Building Partnerships Success Stories

Building Partnerships Success Stories

WebJunction members and their libraries engage in a wide range of successful partnerships. Here are some of the success stories from the field.

By Steve DelVecchio

As these stories from WebJunction members show, everything from Head Start to horticulture can make for great partnerships for your library. The key is that the relationship be mutually beneficial and advance the mission of both partners.

Get a Head Start
Head Start programs can be natural partners for libraries. Richard O. Smith, Branch Manager of the North County Branch, Caroline County (MD) Public Library describes what they have done:

We've had great success partnering with Head Start in regards to Easy book circulation and programming.

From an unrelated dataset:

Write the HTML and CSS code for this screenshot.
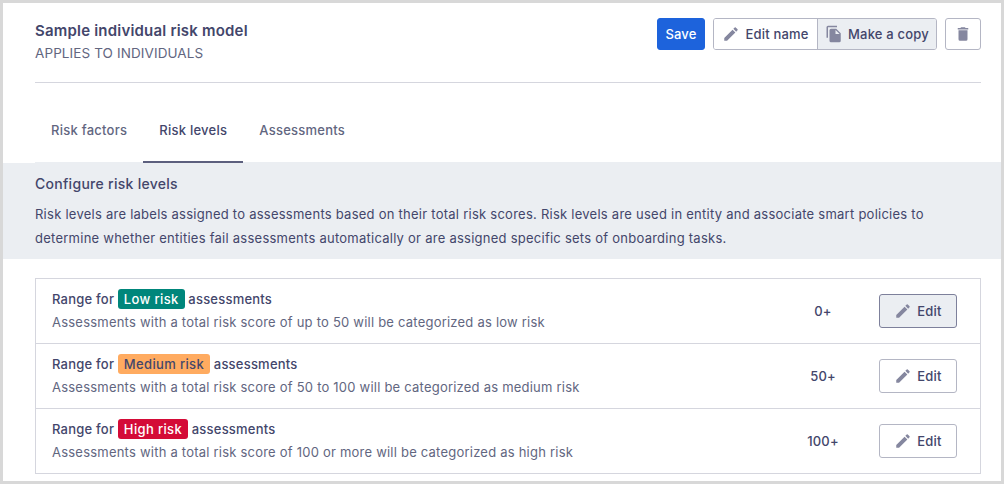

Our small branch is fortunate in that we share the same community center building as Head Start. The programming, storytimes and puppet shows started as soon as we opened. I initiated the obvious idea and Head Start gladly took advantage of it. Some years later, I approached Head Start and emphasized the importance of reading and books to the educational development of pre-schoolers. It didn't take much to sell the idea as they were looking to partner with other community organizations in an educational venture.

All three Head Start classes now have their own organizational cards and our Easy book statistics have increased considerably since this effort began. Everyone benefits from it. A growing number of Head Start children are Latino and now their parents are library customers as well. I attribute that to the partnering.

Reaching Out
Kim Hicks, Director of the Madisonville (TN) Public Library shows how even basic outreach can lead to positive feedback to funding bodies:

I think the community partnerships I am most proud of are our outreach programs.  We have gone to daycares for the past 6 years, but after our state library stopped bookmobile services, we tried to pick up the slack.  We go to 11 facilities each month and rotate an avg of 50 materials to each of them (We literally load crates of books and av into our trunks).  We go to daycare centers, head starts, senior facilities, Boys and Girls Club and the Girls Group Home.  This is staff and time expensive, not to mention the time I spend writing for and implementing grants to keep buying more materials, but it is worth every penny and then some!  I know that we are touching people's lives each and every day through this program.  A nice side benefit is that all of our funding bodies have a grandchild in daycare or a mom in the nursing home or at least a constituent who does and they hear feedback about our program quite a bit.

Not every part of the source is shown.